#### DATA:
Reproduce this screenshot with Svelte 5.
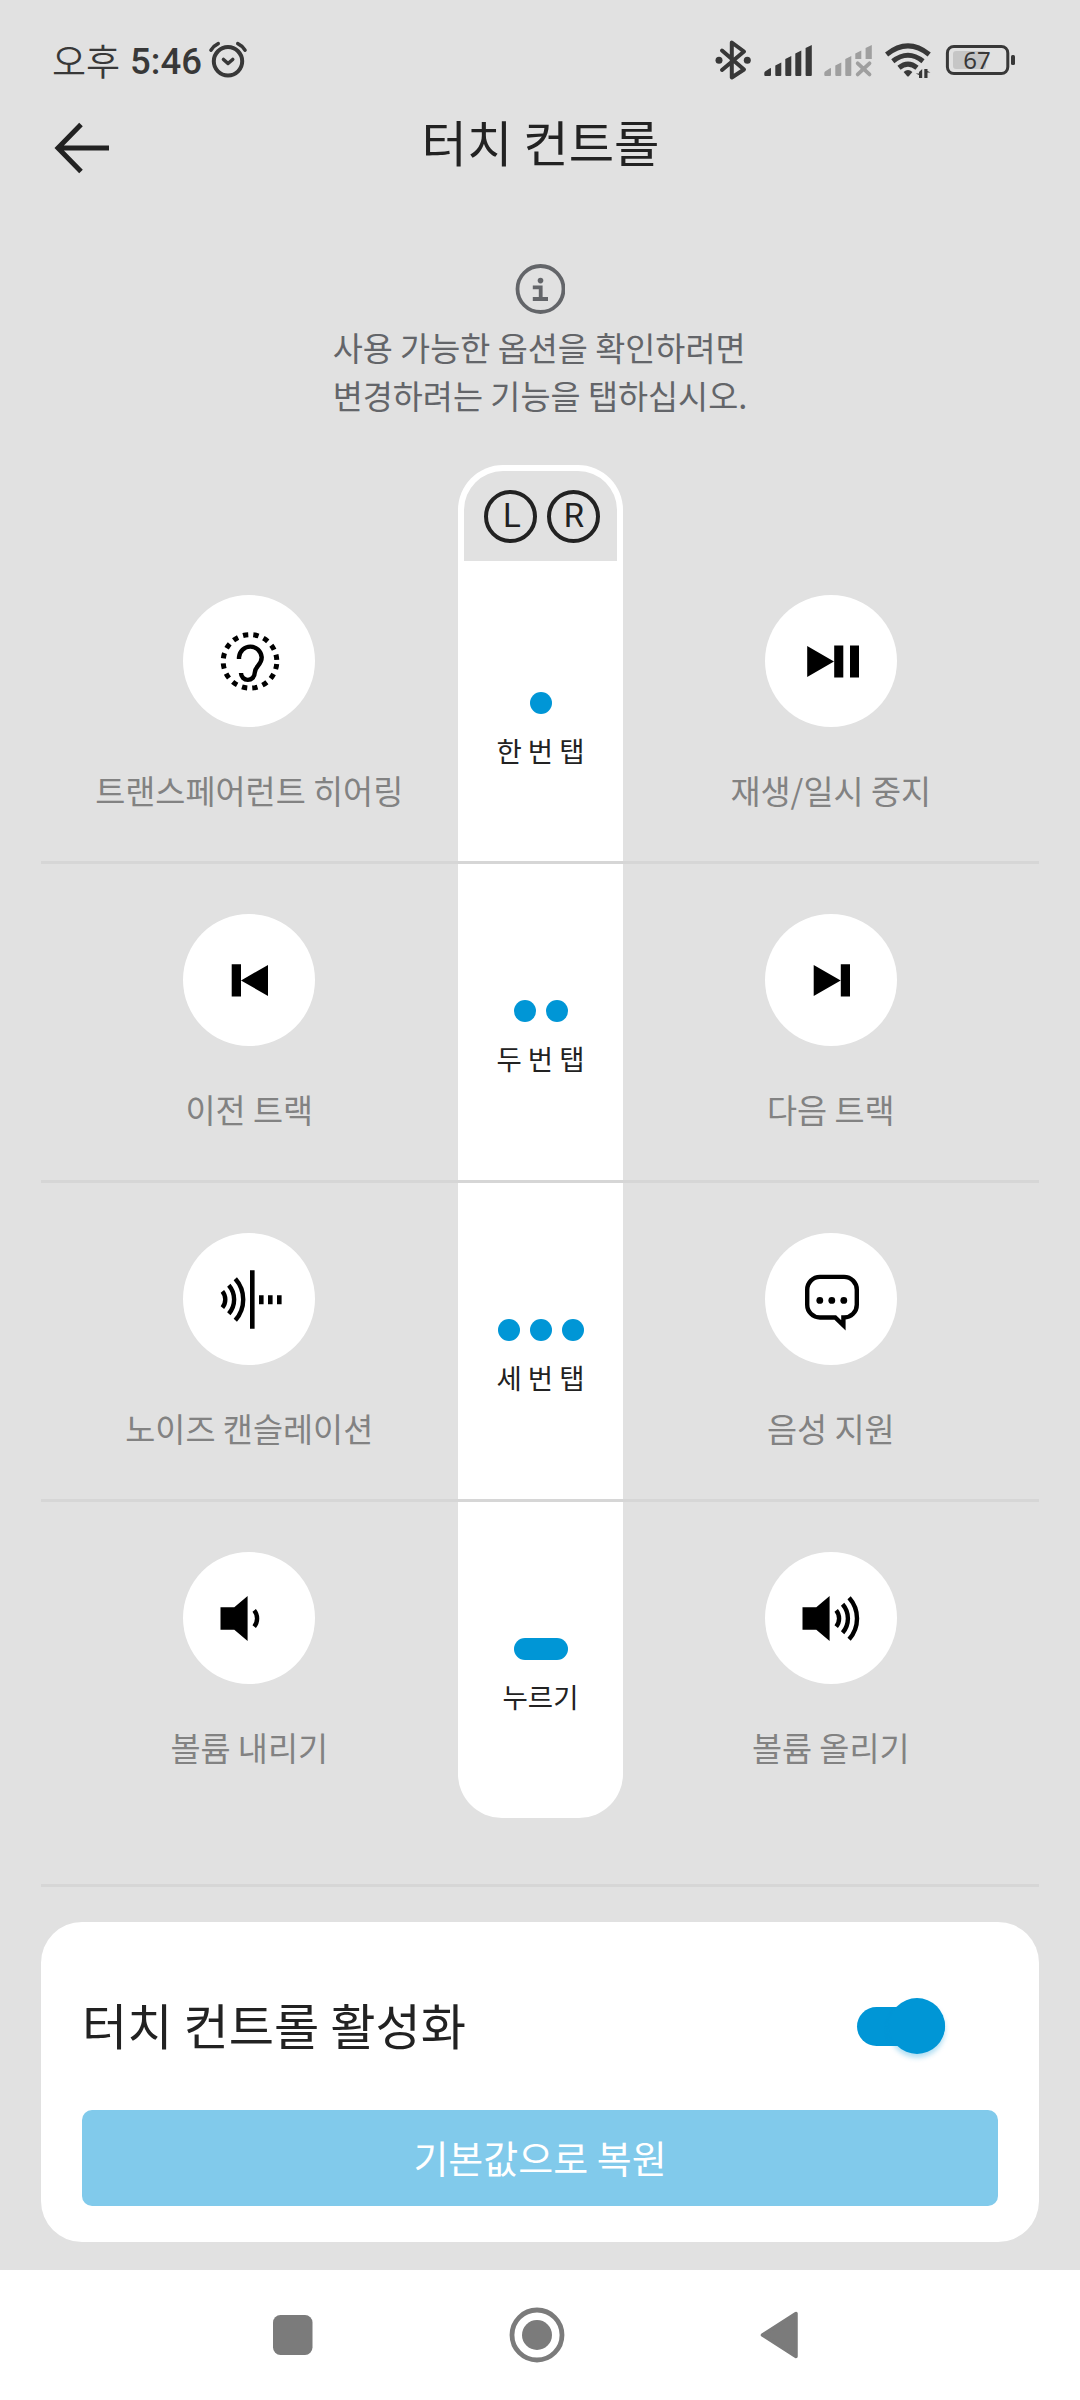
<script>
  let enabled = $state(true);

  const rows = [
    { tap: '한 번 탭', dots: 1, left: { icon: 'ear', label: '트랜스페어런트 히어링' }, right: { icon: 'play', label: '재생/일시 중지' } },
    { tap: '두 번 탭', dots: 2, left: { icon: 'prev', label: '이전 트랙' }, right: { icon: 'next', label: '다음 트랙' } },
    { tap: '세 번 탭', dots: 3, left: { icon: 'noise', label: '노이즈 캔슬레이션' }, right: { icon: 'voice', label: '음성 지원' } },
    { tap: '누르기', dots: 0, left: { icon: 'down', label: '볼륨 내리기' }, right: { icon: 'up', label: '볼륨 올리기' } },
  ];
</script>

{#snippet waves(count)}
  <g fill="none" stroke="#000" stroke-width="4.4">
    <path d="M39.4 58.4A12.8 12.8 0 0 1 39.4 74.6" />
    {#if count > 1}
      <path d="M45.8 52.2A21.9 21.9 0 0 1 45.8 80.8" />
      <path d="M52.3 45.7A31.3 31.3 0 0 1 52.3 87.3" />
    {/if}
  </g>
{/snippet}

{#snippet action(item)}
  <div class="action">
    <button type="button" class="round" aria-label={item.label}>
      <svg width="132" height="132" viewBox="0 0 132 132">
        {#if item.icon === 'ear'}
          <circle cx="67" cy="66.4" r="26.8" fill="none" stroke="#000" stroke-width="5" stroke-dasharray="5.3 5.225" stroke-dashoffset="-2.6" />
          <path d="M56 64V62.3A11.4 11.8 0 0 1 78.7 62.3C78.7 70.5 71.7 70.8 71.7 78A6.8 6.8 0 0 1 58 78" fill="none" stroke="#000" stroke-width="4.4" />
        {:else if item.icon === 'play'}
          <path d="M42.2 51L69 66.5L42.2 82zM69.2 50.6h9.1v32h-9.1zM85 50.6h9v32h-9z" />
        {:else if item.icon === 'prev'}
          <path d="M48.7 50.3h9.3v32.2h-9.3zM85 51v31L58 66.4z" />
        {:else if item.icon === 'next'}
          <path d="M48.7 51v31L75.7 66.4zM75.8 50.3h9.2v32.2h-9.2z" />
        {:else if item.icon === 'noise'}
          {@render waves(3)}
          <path d="M67 37.3h4.6v58.4h-4.6zM76 62.3h4.6v9h-4.6zM85 62.3h4.6v9h-4.6zM94 62.3h4.6v9h-4.6z" />
        {:else if item.icon === 'voice'}
          <path d="M55 43.9H79A12.8 12.8 0 0 1 91.8 56.7V71.7A12.8 12.8 0 0 1 79 84.5H78.4V92.4L70.2 84.5H55A12.8 12.8 0 0 1 42.2 71.7V56.7A12.8 12.8 0 0 1 55 43.9z" fill="none" stroke="#000" stroke-width="4.4" />
          <circle cx="54.8" cy="67.4" r="3.4" />
          <circle cx="66.8" cy="67.4" r="3.4" />
          <circle cx="78.8" cy="67.4" r="3.4" />
        {:else}
          <path d="M37.5 55.2H51.3L64.6 44V89L51.3 77.7H37.5z" />
          <g transform="translate(31.8 0)">{@render waves(item.icon === 'up' ? 3 : 1)}</g>
        {/if}
      </svg>
    </button>
    <span class="label">{item.label}</span>
  </div>
{/snippet}

<div class="screen">
  <div class="status">
    <span class="ampm">오후</span>
    <span class="time">5:46</span>
    <svg class="alarm" width="40" height="40" viewBox="0 0 40 40" fill="none" stroke="#383838" stroke-linecap="round" stroke-linejoin="round">
      <circle cx="20" cy="21.3" r="14.2" stroke-width="4" />
      <path d="M15.5 19.5L20 23.5L24.7 19.5" stroke-width="3.6" />
      <path d="M3 10.2Q5.5 5.8 10.2 3.6M37 10.2Q34.5 5.8 29.8 3.6" stroke-width="3.6" />
    </svg>
    <div class="system">
      <svg width="304" height="44" viewBox="712 38 304 44" fill="#383838">
        <path d="M722 50.5L744 69.5L731.8 77.5V42.5L744 51.5L722 70" fill="none" stroke="#383838" stroke-width="4" stroke-linejoin="round" stroke-linecap="round" />
        <circle cx="719" cy="60.3" r="3.5" />
        <circle cx="747.3" cy="60.3" r="3.5" />
        <path d="M765 71.5L770 68.2Q771 67.8 771 69V75Q771 76 770 76H765.4Q764.3 76 764.3 75V73Q764.3 72 765 71.5zM775.3 65.5L781.3 62.5V75Q781.3 76 780.3 76H776.3Q775.3 76 775.3 75zM785.3 59L791.3 56V75Q791.3 76 790.3 76H786.3Q785.3 76 785.3 75zM795.3 53.5L801.3 50.5V75Q801.3 76 800.3 76H796.3Q795.3 76 795.3 75zM805.6 48L811.8 45V75Q811.8 76 810.8 76H806.6Q805.6 76 805.6 75z" />
        <g fill="#9f9f9f">
          <path d="M825 71.5L830 68.2Q831 67.8 831 69V75Q831 76 830 76H825.4Q824.3 76 824.3 75V73Q824.3 72 825 71.5zM835.3 65.5L841.3 62.5V75Q841.3 76 840.3 76H836.3Q835.3 76 835.3 75zM845.3 59L851.3 56V75Q851.3 76 850.3 76H846.3Q845.3 76 845.3 75zM855.3 53.5L861.3 50.5V59H855.3zM865.6 48L871.8 45V59H865.6z" />
          <path d="M857.7 63.3L869.5 74.4M869.5 63.3L857.7 74.4" stroke="#9f9f9f" stroke-width="3.8" stroke-linecap="round" />
        </g>
        <g fill="none" stroke="#383838" stroke-width="5">
          <path d="M886.6 54.5Q908 37.3 929.2 54.5" />
          <path d="M892.8 61.3Q908 49.2 923 61.3" />
          <path d="M899 67.8Q908 60.5 917 67.8" />
        </g>
        <path d="M903.6 72Q908 68.2 912.4 72L909 76Q908 77 907 76z" />
        <path d="M922.2 69V78H919V75L915.8 73.6H919V72zM924.3 78V69H927.5V71L930.5 72.6H927.5V78z" />
        <rect x="953" y="51" width="33" height="18" rx="3" fill="#c6c6c6" />
        <rect x="947.4" y="46.4" width="60.4" height="27.2" rx="6.5" fill="none" stroke="#383838" stroke-width="3" />
        <rect x="1011" y="55" width="4" height="10" rx="1.5" />
        <text x="977" y="69" text-anchor="middle" class="battery">67</text>
      </svg>
    </div>
  </div>

  <header>
    <button type="button" class="back" aria-label="뒤로">
      <svg width="56" height="52" viewBox="0 0 56 52" fill="none" stroke="#222" stroke-width="5">
        <path d="M27 2.5L4 26L27 49.5M5 26H55" />
      </svg>
    </button>
    <h1>터치 컨트롤</h1>
    <span class="spacer"></span>
  </header>

  <div class="hint">
    <svg width="50" height="50" viewBox="0 0 50 50">
      <circle cx="25.5" cy="25" r="23" fill="none" stroke="#636569" stroke-width="3.8" />
      <circle cx="25.5" cy="16.6" r="2.8" fill="#636569" />
      <path d="M17.8 23.3H25.7V35M17.8 35H33" fill="none" stroke="#636569" stroke-width="3.8" />
    </svg>
    <p>사용 가능한 옵션을 확인하려면<br />변경하려는 기능을 탭하십시오.</p>
  </div>

  <main>
    <div class="ears">
      <div class="ears-inner">
        <span class="ear">L</span>
        <span class="ear">R</span>
      </div>
    </div>
    {#each rows as row (row.tap)}
      <div class="row">
        {@render action(row.left)}
        <div class="tap">
          <div class="dots">
            {#each { length: row.dots } as _}
              <i class="dot"></i>
            {:else}
              <i class="dot press"></i>
            {/each}
          </div>
          <span class="tap-label">{row.tap}</span>
        </div>
        {@render action(row.right)}
      </div>
    {/each}
  </main>

  <section class="card">
    <div class="toggle-row">
      <span class="toggle-label">터치 컨트롤 활성화</span>
      <button type="button" class="switch" class:off={!enabled} role="switch" aria-checked={enabled} aria-label="터치 컨트롤 활성화" onclick={() => (enabled = !enabled)}>
        <span class="thumb"></span>
      </button>
    </div>
    <button type="button" class="reset">기본값으로 복원</button>
  </section>

  <nav>
    <svg width="40" height="40" viewBox="0 0 40 40"><rect width="39.5" height="40" rx="7.5" fill="#7b7b7b" /></svg>
    <svg width="56" height="56" viewBox="0 0 56 56">
      <circle cx="28" cy="28" r="25" fill="none" stroke="#7b7b7b" stroke-width="4.8" />
      <circle cx="28" cy="28" r="15" fill="#7b7b7b" />
    </svg>
    <svg width="39" height="48" viewBox="0 0 39 48"><path d="M36 2.5V45.5L2.5 24z" fill="#7b7b7b" stroke="#7b7b7b" stroke-width="3.5" stroke-linejoin="round" /></svg>
  </nav>
</div>

<style>
  :global(body) { margin: 0; background: #e1e1e1; }

  .screen {
    display: flex;
    flex-direction: column;
    width: 1080px;
    height: 2400px;
    overflow: hidden;
    background: #e1e1e1;
    color: #222;
    font-family: "Noto Sans CJK KR", sans-serif;
  }
  button { padding: 0; border: 0; background: none; font: inherit; cursor: pointer; }
  svg { display: block; flex-shrink: 0; }

  .status { display: flex; align-items: center; height: 80px; padding: 20px 64px 0 52px; color: #383838; }
  .ampm { font-size: 37px; font-weight: 350; line-height: 44px; }
  .time { margin: 3px 0 0 10px; font: 500 36.5px/44px Roboto, sans-serif; }
  .alarm { margin-left: 6px; }
  .system { margin-left: auto; }
  .battery { font: 400 24px "Noto Sans", Roboto, sans-serif; }

  header { display: flex; align-items: center; justify-content: space-between; height: 90px; padding: 0 54px; }
  .back { margin-top: 5px; }
  h1 { margin: -8px 0 0 1px; font-size: 49.3px; font-weight: 400; line-height: 60px; }
  .spacer { width: 56px; }

  .hint { display: flex; flex-direction: column; align-items: center; height: 201px; padding-top: 74px; color: #636569; }
  .hint p { margin: 9px 0 0; font-size: 32.7px; line-height: 48px; }

  main { display: flex; flex-direction: column; margin: 0 41px; padding-bottom: 66px; border-bottom: 3px solid #d6d6d6; }
  .ears { align-self: center; box-sizing: border-box; width: 165px; height: 96px; padding: 6px 6px 0; border-radius: 45px 45px 0 0; background: #fff; }
  .ears-inner { display: flex; justify-content: center; gap: 10px; box-sizing: border-box; height: 90px; padding: 19px 0 0 3px; border-radius: 39px 39px 0 0; background: #e1e1e1; }
  .ear { box-sizing: border-box; width: 53px; height: 53px; padding-left: 2px; border: 4px solid #222; border-radius: 50%; font: 400 33px/44px Roboto, sans-serif; text-align: center; }
  .ear:first-child { padding-left: 4px; }

  .row { display: grid; grid-template-columns: 1fr 165px 1fr; height: 316px; border-bottom: 3px solid #d6d6d6; }
  .row:last-child { border-bottom: 0; }
  .action { display: flex; flex-direction: column; align-items: center; padding-top: 50px; }
  .round { width: 132px; height: 132px; border-radius: 50%; background: #fff; }
  .label { margin-top: 39px; color: #828282; font-size: 32.7px; line-height: 48px; white-space: nowrap; }
  .tap { display: flex; flex-direction: column; align-items: center; box-sizing: border-box; padding: 136px 0 0 1px; background: #fff; }
  .dots { display: flex; gap: 10px; }
  .dot { width: 22px; height: 22px; border-radius: 11px; background: #0096d6; }
  .dot.press { width: 54px; }
  .tap-label { margin-top: 16px; font-size: 27.5px; line-height: 40px; }

  .ears + .row { height: 300px; }
  .ears + .row .action { padding-top: 34px; }
  .ears + .row .tap { padding-top: 131px; }
  .row:last-child .tap { border-radius: 0 0 44px 44px; }

  .card { box-sizing: border-box; height: 320px; margin: 35px 41px 0; padding: 60px 41px 0; border-radius: 41px; background: #fff; }
  .toggle-row { display: flex; align-items: center; justify-content: space-between; height: 88px; padding-right: 53px; }
  .toggle-label { margin-top: -4px; font-size: 49.2px; line-height: 60px; }
  .switch { display: flex; align-items: center; justify-content: flex-end; width: 88px; height: 39px; border-radius: 20px; background: #0096d6; }
  .switch.off { justify-content: flex-start; opacity: 0.5; }
  .thumb { width: 56px; height: 56px; flex-shrink: 0; border-radius: 50%; background: #0096d6; box-shadow: 0 4px 5px rgba(0, 150, 214, 0.3); }
  .reset { display: block; box-sizing: border-box; width: 100%; height: 96px; margin-top: 40px; padding-bottom: 3px; border-radius: 10px; background: #81caeb; color: #fff; font-size: 38px; line-height: 56px; }

  nav { display: flex; align-items: center; flex: 1; gap: 195.5px; margin-top: 28px; padding-left: 273px; background: #fff; }
</style>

#### YOUR INSTRUCTIONS:
Omitting all pictures, restate exactly the lines of the material from its start through the line that contains "let enabled = $state(true);".

#### TASK OUTPUT:
Reproduce this screenshot with Svelte 5.
<script>
  let enabled = $state(true);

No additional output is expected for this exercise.